NPV and Capital Budgeting in India — A Practical Guide for Business Owners

## Why NPV is the gold standard for investment decisions NPV directly answers: "Does this investment create or destroy value?" — which is the only question that matters.
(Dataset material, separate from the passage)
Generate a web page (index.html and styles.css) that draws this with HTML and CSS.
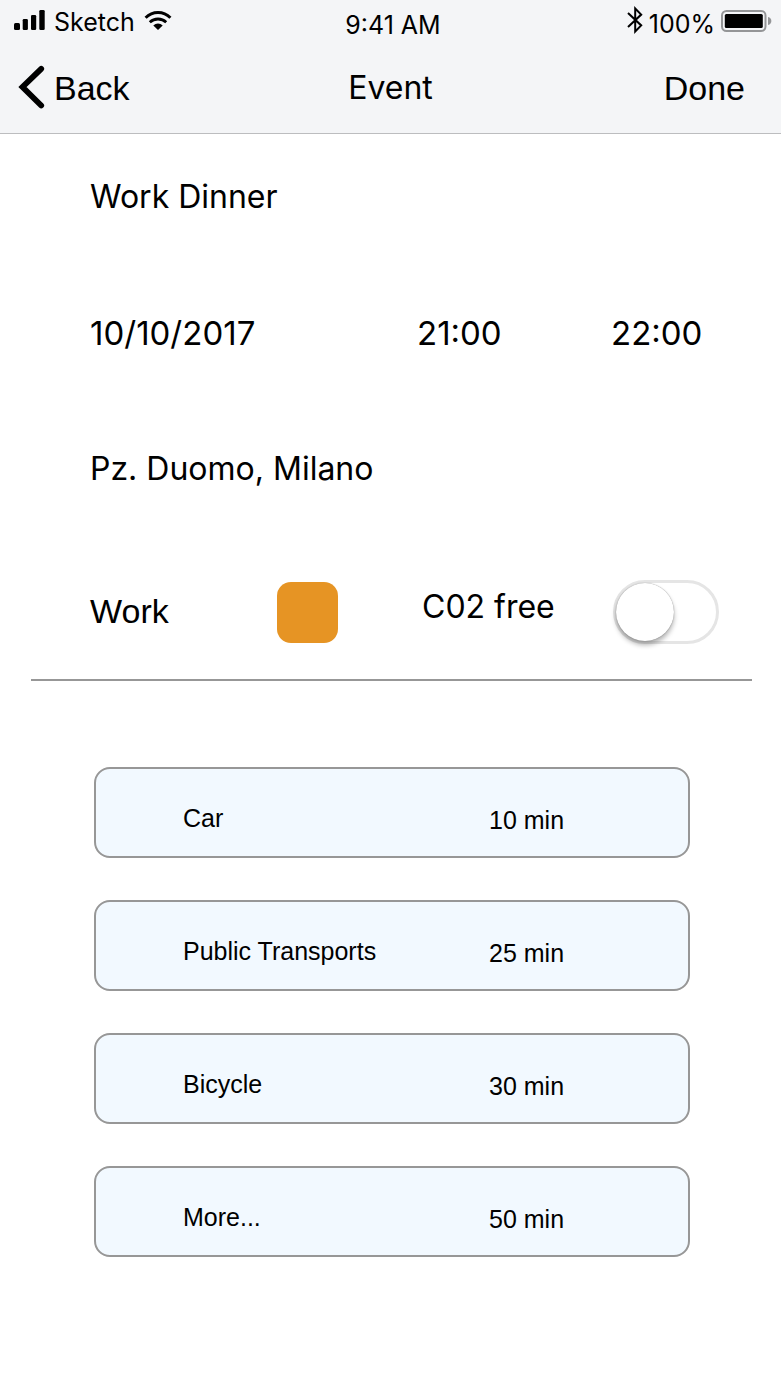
FILE: index.html
```html
<!DOCTYPE html>
<html lang="en">
<head>
<meta charset="utf-8">
<meta name="viewport" content="width=device-width, initial-scale=1">
<title>Event</title>
<link rel="stylesheet" href="styles.css">
</head>
<body>
<header class="header">
  <div class="status">
    <div class="status-left">
      <svg class="icon-signal" width="31" height="20" viewBox="0 0 31 20" aria-hidden="true">
        <rect x="0" y="13" width="6" height="7" rx="1.5"/><rect x="8.7" y="9" width="5.2" height="11" rx="1.3"/><rect x="17" y="5" width="5.2" height="15" rx="1.3"/><rect x="25.3" y="0" width="5.4" height="20" rx="1.3"/>
      </svg>
      <span class="carrier">Sketch</span>
      <svg class="icon-wifi" width="28" height="19" viewBox="0 0 28 19" aria-hidden="true">
        <path d="M1.600 6.700C8.500-.2 19.500-.2 26.400 6.700" fill="none" stroke="#000" stroke-width="3"/>
        <path d="M5.800 11.200C10.400 6.900 17.600 6.900 22.200 11.200" fill="none" stroke="#000" stroke-width="2.800"/>
        <path d="M9.300 14.500C12 11.800 16 11.800 18.700 14.500L14 19z"/>
      </svg>
    </div>
    <span class="time">9:41 AM</span>
    <div class="status-right">
      <svg class="icon-bluetooth" width="16" height="28" viewBox="0 0 16 28" aria-hidden="true">
        <path d="M1 7L14.200 19.400L8.200 25.500V2.500L14.200 8.600L1 21" fill="none" stroke="#000" stroke-width="2"/>
      </svg>
      <span class="percent">100%</span>
      <svg class="icon-battery" width="51" height="22" viewBox="0 0 51 22" aria-hidden="true">
        <rect x="1" y="1" width="43.500" height="20" rx="4.500" fill="none" stroke="#949597" stroke-width="2"/>
        <rect x="3.800" y="4" width="38" height="14" rx="1.500"/>
        <path d="M47 7C51.500 8 51.500 14 47 15z" fill="#949597"/>
      </svg>
    </div>
  </div>
  <nav class="nav">
    <button class="nav-button back" type="button">
      <svg width="27" height="46" viewBox="0 0 27 46" aria-hidden="true"><path d="M23.200 3.800L4.500 22L23.200 40.500" fill="none" stroke="#000" stroke-width="5.800" stroke-linecap="round" stroke-linejoin="miter"/></svg>
      Back
    </button>
    <h1 class="title">Event</h1>
    <button class="nav-button done" type="button">Done</button>
  </nav>
</header>
<main>
  <section class="details">
    <p class="field">Work Dinner</p>
    <div class="field schedule">
      <span>10/10/2017</span>
      <span>21:00</span>
      <span>22:00</span>
    </div>
    <p class="field">Pz. Duomo, Milano</p>
    <div class="field options">
      <span class="category">Work</span>
      <span class="swatch"></span>
      <label class="co2-label" for="co2">C02 free</label>
      <input class="toggle" id="co2" type="checkbox" role="switch">
    </div>
  </section>
  <hr class="divider">
  <section class="transports">
    <button class="card" type="button"><span>Car</span><span class="duration">10 min</span></button>
    <button class="card" type="button"><span>Public Transports</span><span class="duration">25 min</span></button>
    <button class="card" type="button"><span>Bicycle</span><span class="duration">30 min</span></button>
    <button class="card" type="button"><span>More...</span><span class="duration">50 min</span></button>
  </section>
</main>
</body>
</html>
```
FILE: styles.css
```css
* { box-sizing: border-box; }

body {
  margin: 0;
  background: #fff;
  color: #000;
  font-family: Inter, "Liberation Sans", sans-serif;
  font-size: 32px;
  line-height: 40px;
}

button {
  border: 0;
  padding: 0;
  background: none;
  color: inherit;
  font-family: "Liberation Sans", Arial, sans-serif;
}

.header {
  background: #f4f5f7;
  border-bottom: 1px solid #bcbdbf;
}

.status {
  display: grid;
  grid-template-columns: 1fr auto 1fr;
  align-items: center;
  height: 46px;
  padding: 0 9px 0 14px;
  font-size: 25px;
  line-height: 28px;
}

.status-left,
.status-right { display: flex; align-items: center; }
.status-left { gap: 9px; padding-bottom: 4px; }
.status-right { justify-content: flex-end; gap: 6px; }
.icon-signal { margin-bottom: 2px; }
.carrier { padding-top: 2px; }
.icon-wifi { margin-bottom: 2px; }
.icon-battery { margin-bottom: 4px; }
.icon-bluetooth { margin-bottom: 6px; }
.percent { padding-top: 2px; }
.time { padding-top: 3px; }

.nav {
  display: grid;
  grid-template-columns: 1fr auto 1fr;
  align-items: center;
  height: 87px;
  padding: 0 18px 4px;
}

.nav-button { font-size: 34px; line-height: 40px; }
.back { display: flex; align-items: center; gap: 9px; justify-self: start; }
.done { justify-self: end; padding-right: 18px; }
.title { margin: 0; font-size: 32px; font-weight: 400; }

.details {
  display: grid;
  gap: 96px;
  padding: 43px 62px 35px 90px;
}

.field { margin: 0; }

.schedule {
  display: grid;
  grid-template-columns: 327fr 194fr 108fr;
  font-size: 33px;
}

.options {
  display: grid;
  grid-template-columns: 187fr 145fr 191fr 106fr;
  align-items: center;
  margin-top: -5px;
}

.category {
  padding-bottom: 2px;
  font-family: "Liberation Sans", Arial, sans-serif;
  font-size: 34px;
}

.swatch { width: 61px; height: 61px; border-radius: 14px; background: #e69424; }
.co2-label { padding-bottom: 10px; }

.toggle {
  appearance: none;
  display: flex;
  width: 106px;
  height: 64px;
  margin: 0;
  border: 3px solid #e5e5e5;
  border-radius: 32px;
  background: #fff;
}

.toggle::before {
  content: "";
  width: 58px;
  height: 58px;
  border-radius: 50%;
  background: #fff;
  box-shadow: 0 0 1px rgba(0, 0, 0, .5), 0 4px 5px rgba(0, 0, 0, .3);
}

.toggle:checked { justify-content: flex-end; background: #4cd964; }

.divider {
  height: 2px;
  margin: 0 29px 0 31px;
  border: 0;
  background: #979797;
}

.transports {
  display: grid;
  gap: 42px;
  padding: 86px 91px 40px 94px;
}

.card {
  display: grid;
  grid-template-columns: 306fr 199fr;
  align-items: center;
  min-height: 91px;
  padding: 10px 0 0 87px;
  border: 2px solid #979797;
  border-radius: 16px;
  background: #f2f9ff;
  font-size: 25px;
  line-height: 30px;
  text-align: left;
}

.duration { padding-top: 4px; }
```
Unlike payback period (ignores returns after recovery) and ROI (ignores time value), NPV accounts for both the timing and magnitude of all cash flows. ## Manufacturing expansion example Paperboard manufacturer considering new machine: - Investment: ₹25 lakh - Year 1: ₹4 lakh (ramp-up) - Year 2: ₹7 lakh - Year 3: ₹8 lakh - Year 4: ₹8 lakh - Year 5: ₹8 lakh + ₹3 lakh scrap value - Discount rate: 14% (bank loan rate) NPV = -25 + 4/1.14 + 7/1.30 + 8/1.48 + 8/1.69 + 11/1.93 = -25 + 3.5 + 5.4 + 5.4 + 4.7 + 5.7 = **₹4.7 lakh positive NPV** Proceed — investment creates ₹4.7 lakh in value above the 14% loan rate. ## How to find the right discount rate for Indian SMEs - **Bank loan-financed:** Use loan rate + 2–3% (risk premium) - **Equity-financed:** Use opportunity cost + business risk (usually 15–20%) - **Government schemes (MSME, MUDRA):** Lower cost of capital (8–10%) ## The terminal value problem Real projects run beyond 5 years. For ongoing businesses, add a terminal value in Year 5: TV = Year 5 cash flow × (1 + growth rate) / (discount rate - growth rate). At 3% perpetual growth and 14% discount: TV = ₹8L × 1.03 / 0.11 = ₹74.9 lakh. This dramatically increases NPV for long-lived assets.